Preface

Who should read this book

This book is intended for readers who have at least a basic understanding of topics in linear algebra such as vector spaces, eigen values, eigen vectors, matrix inverse and generalized / pseudo inverse. The flow of the book is motivated by my personal journey - from an engineer (2008 - Present) to a statistician (2015 - Present) to an scientist (2020 - Present). However, this is not a unique trait - every book, if seen with a detective’s eye, is the culmination of one or more personal journeys. To add to this, the book will have questions for which I don’t have answers. Therefore, this book may be a futile effort towards compiling a coherent data science story. It may end up as an unstructured collection of blog posts.

(Updated on 06/16/2020): The planned content has a lot in common with Mathematics for Machine Learning book by Marc Peter Deisenroth, A. Aldo Faisal and Cheng Soon Ong. The planned content also has a lot in common Regression Diagnostics by John Fox. The difference is that this book tries to establish a connection between basic mathematical statistics and topics in machine/deep learning.

(Updated on 10/02/2020): Daniel Friedman is writing a similar book that is freely available as an online book as well as in PDF format. The resemblance of the URL is purely coincidental. The key difference is that this book will focus more on mathematical rigor (such as proofs of convergence, research papers, etc.) and the whys (not just the hows), and less on implementations in high level languages such as R and Python. Most of the codes will be written in C / C++ / Shell to achieve higher speed (may not be as fast as vectorized code in base package in R or numpy in Python). I recommend Daniel’s book for people who are interested in a fine balance of theory and practice.

Note from the author: Science is a journey. Writing a book is a different type of journey. As recently as 2018 I started understanding the journey of the author when I read a book. It’s my turn to share my journey. Not everyone will relate to it - that’s ok. I expect a dropout rate of almost 100%. The intent of this book may be to appeal to a small number of people who are interested in connecting their line of work with data science, similar to how I connected to data science from aircraft engineering (especially computational fluid dynamics).

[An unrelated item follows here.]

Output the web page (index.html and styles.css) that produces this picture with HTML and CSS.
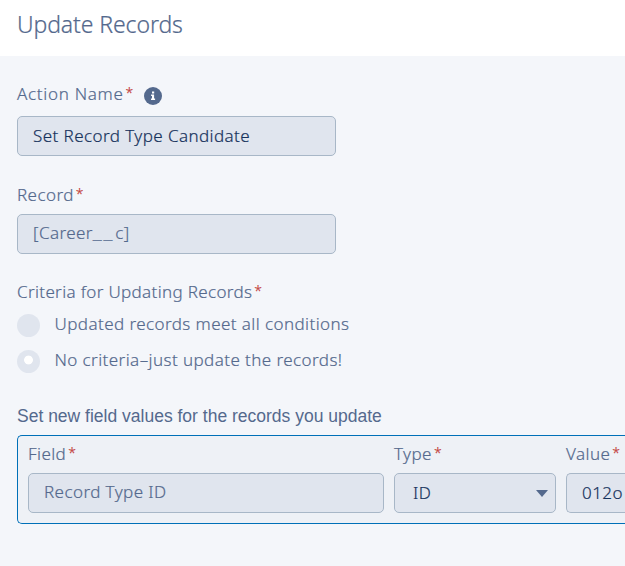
FILE: index.html
```html
<!DOCTYPE html>
<html lang="en">
<head>
<meta charset="utf-8">
<title>Update Records</title>
<link rel="stylesheet" href="styles.css">
</head>
<body>
<header class="header"><h1 class="title">Update Records</h1></header>
<main class="form">
  <section class="action">
    <div class="label"><span class="name">Action Name</span><b class="req">*</b>
      <svg class="info" viewBox="0 0 18 18"><circle cx="9" cy="9" r="9"/><path d="M8 4.6h2.2v2H8zM7.1 7.6h3v4h1v1.3H7v-1.3h1V8.9h-.9z"/></svg>
    </div>
    <div class="input dark">Set Record Type Candidate</div>
  </section>
  <section class="record">
    <div class="label">Record<b class="req">*</b></div>
    <div class="input raised"><span>[Career<span class="wide">__</span>c]</span></div>
  </section>
  <section class="criteria">
    <div class="label"><span class="long">Criteria for Updating Records</span><b class="req">*</b></div>
    <div class="option"><i class="radio"></i><span>Updated records meet all conditions</span></div>
    <div class="option"><i class="radio checked"></i><span>No criteria–just update the records!</span></div>
  </section>
  <p class="caption">Set new field values for the records you update</p>
  <section class="values">
    <div class="column field">
      <div class="label">Field<b class="req">*</b></div>
      <div class="input raised">Record Type ID</div>
    </div>
    <div class="column type">
      <div class="label">Type<b class="req">*</b></div>
      <div class="input dark select"><span>ID</span><svg class="arrow" viewBox="0 0 12 7"><path d="M0 0h12L6 7z"/></svg></div>
    </div>
    <div class="column value">
      <div class="label">Value<b class="req">*</b></div>
      <div class="input dark">012o</div>
    </div>
  </section>
</main>
</body>
</html>
```
FILE: styles.css
```css
* { box-sizing: border-box; }
body {
  margin: 0;
  height: 566px;
  overflow: hidden;
  background: #f4f6fa;
  color: #54698d;
  font: 300 17px/24px "Noto Sans", sans-serif;
  letter-spacing: 0.42px;
  -webkit-text-stroke: 0.2px currentColor;
  white-space: nowrap;
}
.header { height: 56px; padding: 8px 17px; background: #fff; }
.title { margin: 0; font-size: 23px; line-height: 32px; font-weight: 300; letter-spacing: -0.1px; }
.form { padding: 26px 0 0 17px; }
.label { display: flex; height: 24px; }
.name { letter-spacing: 0.7px; }
.long { letter-spacing: 0.34px; }
.req { margin-left: 2px; color: #c23934; font-weight: 300; font-size: 14px; line-height: 22px; letter-spacing: 0; }
.info { width: 18px; height: 18px; margin: 5px 0 0 11px; fill: #54698d; }
.info path { fill: #fff; }
.input {
  display: flex;
  align-items: center;
  width: 319px;
  height: 40px;
  padding: 0 15px 1px;
  border: 1px solid #a8b7c7;
  border-radius: 5px;
  background: #e0e5ee;
}
.raised { padding-bottom: 3px; }
.dark { color: #16325c; }
.wide { display: inline-block; transform: scaleX(1.25); margin: 0 3px 0 2px; letter-spacing: 1.5px; }
.action .input { margin-top: 10px; }
.record { margin-top: 27px; }
.record .input { margin-top: 7px; }
.criteria { margin-top: 26px; }
.option { display: flex; height: 24px; margin-top: 8px; }
.option + .option { margin-top: 12px; }
.radio { width: 23px; height: 23px; margin: 2px 14.5px 0 0; border-radius: 50%; background: #e0e5ee; }
.checked { background: radial-gradient(circle at 11.5px 10px, #fff 4px, #e0e5ee 4.8px); }
.caption { margin: 32px 0 0; font: 400 17.5px/24px "Liberation Sans", sans-serif; letter-spacing: 0; -webkit-text-stroke: 0; }
.values {
  display: flex;
  gap: 10px;
  height: 89px;
  margin-top: 7px;
  padding: 6px 0 6px 10px;
  border: 1px solid #0070b8;
  border-right: 0;
  border-radius: 5px 0 0 5px;
  background: #eef1f6;
}
.values .input { width: 100%; margin-top: 7px; }
.column { flex: none; }
.field { width: 356px; }
.type { width: 162px; }
.value { flex: 1; min-width: 0; }
.value .input { padding-right: 0; border-right: 0; border-radius: 5px 0 0 5px; overflow: hidden; }
.values .select { justify-content: space-between; padding: 0 7px 1px 18px; }
.arrow { width: 12px; height: 7px; margin-top: 1px; fill: #54698d; }
```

Who should not read this book

This book is not intended for people who have no background in data storage / retrieval, computing, linear algebra, statistics or machine learning and want a 1-hour summary of topics that will make them the ‘best data scientist in the world’. This book does not intersect with Kaggle competitions because they were not a part of my journey.

Approach to Data Science

The primary objective of this book is to provide one of many paths to data science. In my opinion data science is about uncovering science from data and not just about accurate curve fitting. Of course, there is no denying that empirically accurate curve fitting is a reasonable way to do data science. People who choose this path may find inspiration from scientific greats like Michael Faraday and Ernest Rutherford.

Readers of this book are assumed to be motivated by theoretical aspects of pattern recognition and wish to explain insights from experimental analysis using theory, or wish to use theory to design experiments that uncover scientific insights. Readers may find inspiration from scientific greats like James Clerk Maxwell and Niels Bohr.

This book almost surely will not provide elegant solutions to real life problems in data science. Therefore, the concepts in this book are not comparable to Maxwell’s equations or quantum mechanics. Given such an objective scientific statement, why should one read beyond this paragraph? The answer lies in the following statement by one of the greatest statisticians, George Box.

Industry needs people who can get the job done using libraries because the number of open business problems is very larger that fundamentals can take a back seat. This book will avoid such an approach and focus on the details.

Golden rules

There are few golden rules that appear across topics in this book:

  1. There is no free lunch
  2. Not all stories have a fairytale ending; some stories don’t have an ending
  3. Pattern analysis may be an art, but we will stick to science. This gives us great power, and with great power comes great responsibility. We try to separate known-knowns from known-unknowns, unknown-knowns and unknown-unknowns
  4. Here’s a cliched one: hard work has no substitute because I’m not smart enough to provide smart solutions to smart people

Note: Murphy’s law: “Anything that can go wrong will go wrong” given infinite opportunities. This is a finite book, but it has large number of opportunities for error, bias and misleading ideas. Few of these experiences (biases) are intentional and will be marked clearly with possible justifications.